Practical Applications
Gläubigerforderungen are fundamental across various aspects of finance and business:
- Credit Analysis: Financial institutions and Kreditgeber (lenders) scrutinize potential borrowers' existing Gläubigerforderungen and their ability to service them before extending new loans. A high volume of overdue or questionable claims against a company can indicate significant credit risk to a lender.
- Financial Reporting: Companies must accurately report their Gläubigerforderungen in their financial statements, providing transparency to investors, analysts, and other stakeholders about their outstanding receivables. This is crucial for adhering to financial reporting standards.
- Debt Collection: When Gläubigerforderungen become overdue, legal and collection processes are initiated. The effectiveness of these processes directly impacts a creditor's ability to recover owed funds. Regulatory bodies like the Bundesanstalt für Finanzdienstleistungsaufsicht (BaFin) oversee aspects of financial markets, including fair practices in debt collection and consumer protection, indirectly impacting how Gläubigerforderungen are managed.

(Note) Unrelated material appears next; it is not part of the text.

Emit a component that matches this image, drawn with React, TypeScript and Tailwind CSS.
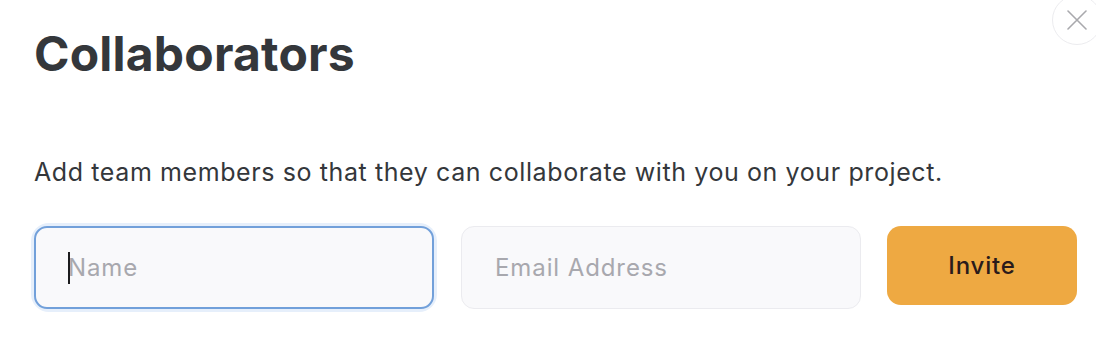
export default function App() {
  return (
    <div className="relative h-[345px] w-[1096px] overflow-hidden bg-white font-['Inter',sans-serif]">
      <button
        type="button"
        aria-label="Close"
        className="absolute left-[1052px] top-[-5px] flex h-[50px] w-[50px] items-center justify-center rounded-full border border-[#ececef] bg-white"
      >
        <svg width="20" height="20" viewBox="0 0 20 20" fill="none" stroke="#a9a9ad" strokeWidth="1.6" strokeLinecap="round">
          <path d="M1 1L19 19M19 1L1 19" />
        </svg>
      </button>

      <div className="pl-[34px] pt-[30px]">
        <h1 className="text-[48px] font-bold leading-[48px] tracking-[0.2px] text-[#34373b]">Collaborators</h1>

        <p className="mt-[78px] text-[25px] leading-[32px] tracking-[0.6px] text-[#34373b]">
          Add team members so that they can collaborate with you on your project.
        </p>

        <form className="mt-[38px] flex items-start" onSubmit={(e) => e.preventDefault()}>
          <div className="relative shrink-0 rounded-[15px] ring-[3px] ring-[#e6effb]">
            <input
              type="text"
              placeholder="Name"
              className="h-[83px] w-[400px] rounded-[13px] border-2 border-[#72a0da] bg-[#f9f9fb] px-[32px] text-[24px] tracking-[0.9px] text-[#34373b] caret-transparent outline-none placeholder:text-[#a8a8ae]"
            />
            <span className="absolute left-[34px] top-[26px] h-[32px] w-[2px] bg-[#1c1c1e]" />
          </div>
          <input
            type="email"
            placeholder="Email Address"
            className="ml-[27px] h-[83px] w-[400px] shrink-0 rounded-[13px] border border-[#ebebef] bg-[#f9f9fb] px-[33px] text-[24px] tracking-[0.9px] text-[#34373b] outline-none placeholder:text-[#a8a8ae]"
          />
          <button
            type="submit"
            className="ml-[26px] h-[79px] w-[190px] shrink-0 rounded-[14px] bg-[#eea942] text-[24px] font-medium tracking-[0.8px] text-[#2a1b1b]"
          >
            Invite
          </button>
        </form>
      </div>
    </div>
  );
}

- Insolvency Proceedings: In cases of corporate insolvency, Gläubigerforderungen form the basis for creditors to claim a share of the debtor's remaining assets. German insolvency law emphasizes the principle of collective and equal treatment of creditors, ensuring that claims are handled systematically.
Limitations and Criticisms
Whi2le essential for economic function, Gläubigerforderungen carry inherent risks and limitations:
- Default Risk: The primary limitation is the risk that the debtor may fail to pay. Factors like economic downturns, industry-specific challenges, or poor debtor management can significantly impair the collectibility of Gläubigerforderungen. This can lead to financial losses for the creditor, impacting their profit and loss statement.

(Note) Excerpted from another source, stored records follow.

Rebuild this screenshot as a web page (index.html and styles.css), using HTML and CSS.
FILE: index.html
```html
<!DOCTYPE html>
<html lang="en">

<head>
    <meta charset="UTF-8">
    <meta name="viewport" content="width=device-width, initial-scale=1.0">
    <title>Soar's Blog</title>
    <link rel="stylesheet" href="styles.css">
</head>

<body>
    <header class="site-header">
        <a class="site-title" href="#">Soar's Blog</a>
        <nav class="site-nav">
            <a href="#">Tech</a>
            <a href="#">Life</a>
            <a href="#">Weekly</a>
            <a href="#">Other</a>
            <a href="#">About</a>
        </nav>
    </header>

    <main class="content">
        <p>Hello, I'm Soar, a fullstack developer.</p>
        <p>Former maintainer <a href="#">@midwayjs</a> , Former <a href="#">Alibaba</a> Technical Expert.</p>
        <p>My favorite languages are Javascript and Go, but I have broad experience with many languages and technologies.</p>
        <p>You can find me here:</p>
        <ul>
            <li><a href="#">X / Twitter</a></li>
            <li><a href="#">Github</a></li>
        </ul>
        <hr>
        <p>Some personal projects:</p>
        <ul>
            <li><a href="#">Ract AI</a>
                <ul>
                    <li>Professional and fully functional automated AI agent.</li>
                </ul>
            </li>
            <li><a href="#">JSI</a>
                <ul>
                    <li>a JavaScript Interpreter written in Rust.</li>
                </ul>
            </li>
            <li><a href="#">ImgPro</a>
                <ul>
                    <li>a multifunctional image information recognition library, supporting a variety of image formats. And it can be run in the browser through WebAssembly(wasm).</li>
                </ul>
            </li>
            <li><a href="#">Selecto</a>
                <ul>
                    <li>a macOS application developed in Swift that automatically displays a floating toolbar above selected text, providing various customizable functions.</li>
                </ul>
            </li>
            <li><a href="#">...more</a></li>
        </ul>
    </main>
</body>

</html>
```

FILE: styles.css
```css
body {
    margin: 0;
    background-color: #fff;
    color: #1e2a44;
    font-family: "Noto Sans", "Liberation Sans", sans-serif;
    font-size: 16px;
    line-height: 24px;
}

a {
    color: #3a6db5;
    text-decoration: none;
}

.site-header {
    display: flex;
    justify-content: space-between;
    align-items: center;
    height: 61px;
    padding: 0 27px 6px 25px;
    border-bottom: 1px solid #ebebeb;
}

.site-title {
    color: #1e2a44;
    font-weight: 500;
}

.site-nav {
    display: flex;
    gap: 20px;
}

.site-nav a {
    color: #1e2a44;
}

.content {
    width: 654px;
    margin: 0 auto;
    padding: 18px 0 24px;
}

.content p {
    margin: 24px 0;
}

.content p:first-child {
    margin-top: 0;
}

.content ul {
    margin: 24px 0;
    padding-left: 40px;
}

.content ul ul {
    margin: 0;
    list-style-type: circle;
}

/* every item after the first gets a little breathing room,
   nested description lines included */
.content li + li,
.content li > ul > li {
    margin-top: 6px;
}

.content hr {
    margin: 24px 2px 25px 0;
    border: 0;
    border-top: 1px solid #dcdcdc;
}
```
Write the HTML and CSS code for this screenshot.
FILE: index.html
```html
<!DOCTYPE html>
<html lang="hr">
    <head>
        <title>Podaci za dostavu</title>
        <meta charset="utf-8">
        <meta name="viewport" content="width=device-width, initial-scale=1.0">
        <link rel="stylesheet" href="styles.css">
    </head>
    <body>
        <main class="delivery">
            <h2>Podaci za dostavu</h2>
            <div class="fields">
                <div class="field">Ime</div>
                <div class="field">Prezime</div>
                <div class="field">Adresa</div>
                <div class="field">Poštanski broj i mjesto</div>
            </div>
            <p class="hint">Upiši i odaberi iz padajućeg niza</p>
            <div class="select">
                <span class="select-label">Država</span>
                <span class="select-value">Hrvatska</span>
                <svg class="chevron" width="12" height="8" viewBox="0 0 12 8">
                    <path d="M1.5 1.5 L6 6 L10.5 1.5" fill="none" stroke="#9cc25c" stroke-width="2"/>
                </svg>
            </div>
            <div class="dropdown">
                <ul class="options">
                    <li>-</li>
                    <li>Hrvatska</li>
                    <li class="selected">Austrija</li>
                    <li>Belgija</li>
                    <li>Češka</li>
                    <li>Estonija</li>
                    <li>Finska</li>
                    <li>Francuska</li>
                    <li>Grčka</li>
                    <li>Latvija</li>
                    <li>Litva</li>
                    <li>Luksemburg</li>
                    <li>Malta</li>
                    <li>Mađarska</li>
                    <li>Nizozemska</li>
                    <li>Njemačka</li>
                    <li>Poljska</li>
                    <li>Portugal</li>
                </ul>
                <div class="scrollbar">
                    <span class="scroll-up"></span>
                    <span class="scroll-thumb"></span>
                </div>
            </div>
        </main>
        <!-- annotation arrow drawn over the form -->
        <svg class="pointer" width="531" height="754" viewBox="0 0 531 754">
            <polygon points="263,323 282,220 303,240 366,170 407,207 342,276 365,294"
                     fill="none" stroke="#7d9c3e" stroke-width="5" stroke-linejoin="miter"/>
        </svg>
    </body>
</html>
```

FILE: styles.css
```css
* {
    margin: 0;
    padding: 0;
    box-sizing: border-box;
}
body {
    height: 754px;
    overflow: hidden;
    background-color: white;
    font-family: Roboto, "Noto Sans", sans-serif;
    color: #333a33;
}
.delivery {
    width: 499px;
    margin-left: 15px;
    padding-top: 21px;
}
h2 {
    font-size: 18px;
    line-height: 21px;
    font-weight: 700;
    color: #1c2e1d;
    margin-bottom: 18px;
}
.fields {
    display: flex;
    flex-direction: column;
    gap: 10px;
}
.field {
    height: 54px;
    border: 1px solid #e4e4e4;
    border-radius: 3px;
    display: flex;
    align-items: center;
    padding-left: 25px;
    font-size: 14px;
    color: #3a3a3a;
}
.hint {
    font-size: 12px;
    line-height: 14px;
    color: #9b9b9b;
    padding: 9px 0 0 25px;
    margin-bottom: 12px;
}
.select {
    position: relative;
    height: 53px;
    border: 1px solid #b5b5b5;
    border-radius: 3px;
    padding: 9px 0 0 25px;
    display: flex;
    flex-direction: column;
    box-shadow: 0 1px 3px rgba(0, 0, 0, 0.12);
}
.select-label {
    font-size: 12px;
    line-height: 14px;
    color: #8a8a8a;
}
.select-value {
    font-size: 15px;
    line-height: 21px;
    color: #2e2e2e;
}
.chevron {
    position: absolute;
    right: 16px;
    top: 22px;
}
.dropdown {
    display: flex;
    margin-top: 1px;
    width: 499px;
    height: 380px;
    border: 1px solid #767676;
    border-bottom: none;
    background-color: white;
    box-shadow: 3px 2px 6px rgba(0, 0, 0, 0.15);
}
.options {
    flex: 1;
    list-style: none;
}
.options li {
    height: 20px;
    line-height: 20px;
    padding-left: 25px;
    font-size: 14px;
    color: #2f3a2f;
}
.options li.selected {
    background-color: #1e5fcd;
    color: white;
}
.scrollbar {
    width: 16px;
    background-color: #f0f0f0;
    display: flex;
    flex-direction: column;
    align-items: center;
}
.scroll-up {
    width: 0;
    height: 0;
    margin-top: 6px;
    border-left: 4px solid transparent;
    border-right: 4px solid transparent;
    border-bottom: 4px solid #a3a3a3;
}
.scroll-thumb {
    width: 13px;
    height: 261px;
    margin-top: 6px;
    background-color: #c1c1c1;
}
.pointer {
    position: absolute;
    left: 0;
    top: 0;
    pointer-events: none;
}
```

- Valuation Challenges: Accurately valuing Gläubigerforderungen can be challenging, especially for long-term or uncertain claims. They might need to be discounted to reflect the time value of money or adjusted for potential bad debts.

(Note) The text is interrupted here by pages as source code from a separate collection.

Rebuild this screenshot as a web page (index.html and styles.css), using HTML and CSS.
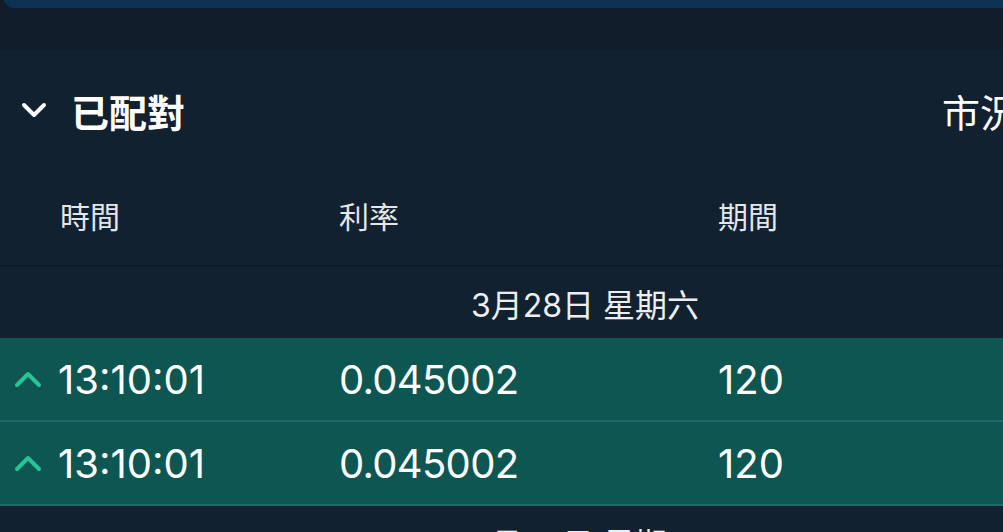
FILE: index.html
```html
<!DOCTYPE html>
<html lang="zh-Hant">
<head>
    <meta charset="UTF-8">
    <meta name="viewport" content="width=device-width, initial-scale=1.0">
    <title>已配對</title>
    <link rel="stylesheet" href="styles.css">
</head>
<body>
    <div class="page">
        <div class="top-card"></div>
        <div class="spacer"></div>
        <section class="matched">
            <header class="matched-head">
                <div class="title">
                    <svg class="chevron" width="26" height="18" viewBox="0 0 26 18">
                        <path d="M3 4 L13 14 L23 4" fill="none" stroke="#fff" stroke-width="4" stroke-linecap="round" stroke-linejoin="round"/>
                    </svg>
                    <h2>已配對</h2>
                </div>
                <div class="market">市況</div>
            </header>
            <div class="row col-head">
                <span></span>
                <span>時間</span>
                <span>利率</span>
                <span>期間</span>
            </div>
            <div class="date-row">3月28日 星期六</div>
            <div class="row trade">
                <span class="arrow">
                    <svg width="28" height="18" viewBox="0 0 28 18">
                        <path d="M3 15 L14 4 L25 15" fill="none" stroke="#27c494" stroke-width="4" stroke-linecap="round" stroke-linejoin="round"/>
                    </svg>
                </span>
                <span class="num">13:10:01</span>
                <span class="num rate">0.045002</span>
                <span class="num">120</span>
            </div>
            <div class="row trade">
                <span class="arrow">
                    <svg width="28" height="18" viewBox="0 0 28 18">
                        <path d="M3 15 L14 4 L25 15" fill="none" stroke="#27c494" stroke-width="4" stroke-linecap="round" stroke-linejoin="round"/>
                    </svg>
                </span>
                <span class="num">13:10:01</span>
                <span class="num rate">0.045002</span>
                <span class="num">120</span>
            </div>
            <div class="date-row">3月28日 星期五</div>
        </section>
    </div>
</body>
</html>
```

FILE: styles.css
```css
body {
    margin: 0;
    background: #111d2a;
    font-family: "Inter", "Noto Sans CJK TC", sans-serif;
    color: #fff;
    overflow: hidden;
}
.page {
    inline-size: 1170px;
}
.top-card {
    block-size: 24px;
    margin-block-start: -16px;
    margin-inline-start: 3px;
    border-radius: 16px;
    background: #0e3152;
}
.spacer {
    block-size: 42px;
}
.matched {
    background: #12212f;
}
.matched-head {
    display: flex;
    align-items: center;
    block-size: 120px;
}
.title {
    display: flex;
    align-items: center;
    gap: 24px;
    padding-inline-start: 21px;
}
.chevron {
    display: block;
}
h2 {
    margin: 0;
    font-family: "Noto Sans CJK TC", sans-serif;
    font-size: 38px;
    font-weight: 700;
}
.market {
    margin-inline-start: auto;
    inline-size: 228px;
    font-family: "Noto Sans CJK TC", sans-serif;
    font-size: 38px;
    font-weight: 400;
    white-space: nowrap;
}
.row {
    display: grid;
    grid-template-columns: 58px 281px 379px 1fr;
    align-items: center;
}
.col-head {
    block-size: 89px;
    padding-block-end: 6px;
    border-block-end: 2px solid #0e1a25;
    font-family: "Noto Sans CJK TC", sans-serif;
    font-size: 30px;
    color: #e3e7eb;
}
.col-head span:nth-child(2) {
    padding-inline-start: 2px;
}
.date-row {
    block-size: 71px;
    display: flex;
    align-items: center;
    justify-content: center;
    font-family: "Inter", "Noto Sans CJK TC", sans-serif;
    font-size: 32px;
    color: #eceef0;
}
.trade {
    block-size: 82px;
    background: #0e5651;
    border-block-end: 2px solid #1d6a6b;
}
.arrow {
    padding-inline-start: 14px;
    display: flex;
}
.num {
    font-size: 40px;
    font-weight: 400;
}
.rate {
    letter-spacing: -0.7px;
}
```
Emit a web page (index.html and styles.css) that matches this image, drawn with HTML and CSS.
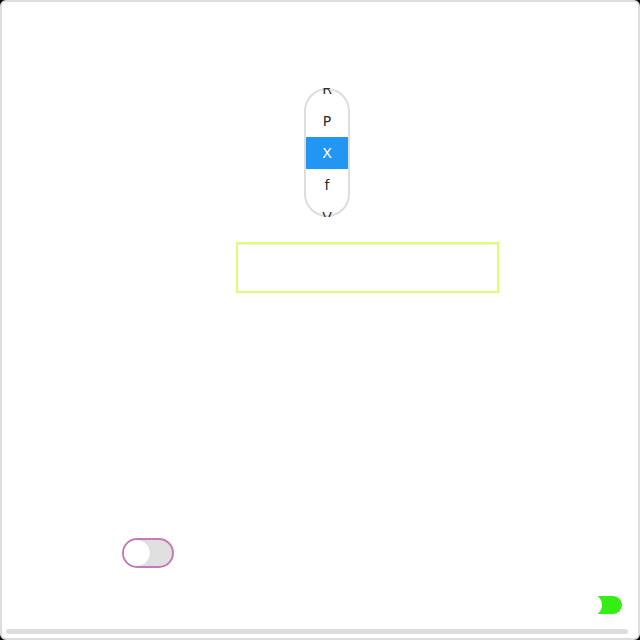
FILE: index.html
```html
<!DOCTYPE html>
<html>
<head>
<meta charset="utf-8">
<link rel="stylesheet" href="styles.css">
</head>
<body>
<div class="frame">
  <div class="picker">
    <div class="picker-view">
      <div class="picker-list">
        <div class="picker-item">R</div>
        <div class="picker-item">P</div>
        <div class="picker-item selected">X</div>
        <div class="picker-item">f</div>
        <div class="picker-item">V</div>
      </div>
    </div>
  </div>
  <div class="field"></div>
  <div class="toggle">
    <span class="toggle-knob"></span>
  </div>
  <div class="switch">
    <span class="switch-knob"></span>
  </div>
  <div class="hbar"></div>
</div>
</body>
</html>
```
FILE: styles.css
```css
html {
  background: #000;
}
body {
  margin: 0;
  font-family: "DejaVu Sans", sans-serif;
}
.frame {
  box-sizing: border-box;
  width: 640px;
  height: 640px;
  background: #fff;
  border: 2px solid #dddddd;
  border-radius: 6px;
  display: flex;
  flex-direction: column;
  align-items: flex-start;
  overflow: hidden;
}
.picker {
  box-sizing: border-box;
  margin-top: 86px;
  margin-left: 302px;
  width: 46px;
  height: 129px;
  border: 2px solid #dddddd;
  border-radius: 23px;
  background: #fff;
}
.picker-view {
  margin: -2px;
  height: calc(100% + 4px);
  overflow: hidden;
}
.picker-list {
  margin-top: -15px;
  display: flex;
  flex-direction: column;
}
.picker-item {
  height: 32px;
  margin: 0 2px;
  display: flex;
  align-items: center;
  justify-content: center;
  font-size: 14px;
  color: #2a2a2a;
}
.picker-item.selected {
  background: #2196f3;
  color: #fff;
}
.field {
  box-sizing: border-box;
  margin-top: 25px;
  margin-left: 234px;
  width: 263px;
  height: 51px;
  border: 2px solid #dcff6e;
  box-shadow: inset 0 1px 0 #ececec;
}
.toggle {
  box-sizing: border-box;
  margin-top: 245px;
  margin-left: 120px;
  width: 52px;
  height: 30px;
  border: 2px solid #c47ab9;
  border-radius: 15px;
  background: #e0e0e0;
  display: flex;
  align-items: center;
}
.toggle-knob {
  width: 26px;
  height: 26px;
  border-radius: 50%;
  background: #fff;
  box-shadow: 0 0 1px rgba(0,0,0,0.15);
}
.switch {
  position: relative;
  margin-top: 28px;
  align-self: flex-end;
  margin-right: 16px;
  width: 36px;
  height: 18px;
  border-radius: 9px;
  background: #35ee16;
}
.switch-knob {
  position: absolute;
  left: -6px;
  top: -2px;
  width: 22px;
  height: 22px;
  border-radius: 50%;
  background: #fff;
}
.hbar {
  margin-top: 15px;
  margin-left: 4px;
  width: 622px;
  height: 5px;
  border-radius: 3px;
  background: #dddddd;
}
```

- Enforcement Costs: Pursuing and enforcing overdue Gläubigerforderungen can be costly and time-consuming, involving legal fees and administrative efforts, which can reduce the net recovery for the creditor.
- Systemic Risk: A widespread inability of debtors to meet their Gläubigerforderungen can lead to systemic financial instability. The Deutsche Bundesbank's Financial Stability Review regularly assesses credit risk within the German financial system, highlighting how non-performing loans and other impairments to creditor claims can pose risks to banks and the broader economy.
Gläubigerforderungen vs. Verbindlich1keiten
While closely related, Gläubigerforderungen and Verbindlichkeiten represent two sides of the same coin in financial transactions. Gläubigerforderungen are assets from the perspective of the creditor—they represent money or value owed to the creditor by another party. Conversely, Verbindlichkeiten are liabilities from the perspective of the debtor—they represent money or value owed by the debtor to another party. Essentially, every Gläubigerforderung for one party is a corresponding Verbindlichkeit for another party. Confusion often arises because both terms refer to sums owed, but it's crucial to distinguish between who is owed (creditor) and who owes (debtor) to correctly interpret financial statements. For example, a bank (creditor) has Gläubigerforderungen against its loan customers, while those customers (debtors) have Verbindlichkeiten to the bank.
FAQs
What types of transactions create Gläubigerforderungen?
Gläubigerforderungen can arise from a wide range of transactions, including the sale of goods or services on credit, loans, advances, lease agreements, and unsettled invoices. Anytime one party provides value with the expectation of future payment or performance from another, a Gläubigerforderung is typically created.
How are Gläubigerforderungen secured?
Creditors often seek to secure their Gläubigerforderungen to mitigate the risk of default. Common methods include requiring collateral (e.g., real estate, inventory, or equipment), personal guarantees from the debtor or a third party, or retaining title to goods until full payment is received. These arrangements aim to provide the creditor with specific rights to assets in case of non-payment.
What happens if a debtor cannot meet their Gläubigerforderungen?
If a debtor is unable to meet their Gläubigerforderungen, they may face legal actions from creditors, which could include debt collection efforts or lawsuits. In more severe cases, the debtor might enter insolvency proceedings. In such scenarios, a structured legal process, guided by principles like those outlined in the Grundsätze des deutschen Insolvenzrechts, is initiated to manage the debtor's assets and distribute them among the various creditors in a prescribed order.
Are Gläubigerforderungen always liquid?
No, Gläubigerforderungen are not always liquid. While short-term trade receivables are typically expected to be converted into cash relatively quickly (making them liquid assets), long-term loans or claims against financially distressed debtors may be illiquid. Their liquidity depends on the debtor's payment ability and the time frame for collection.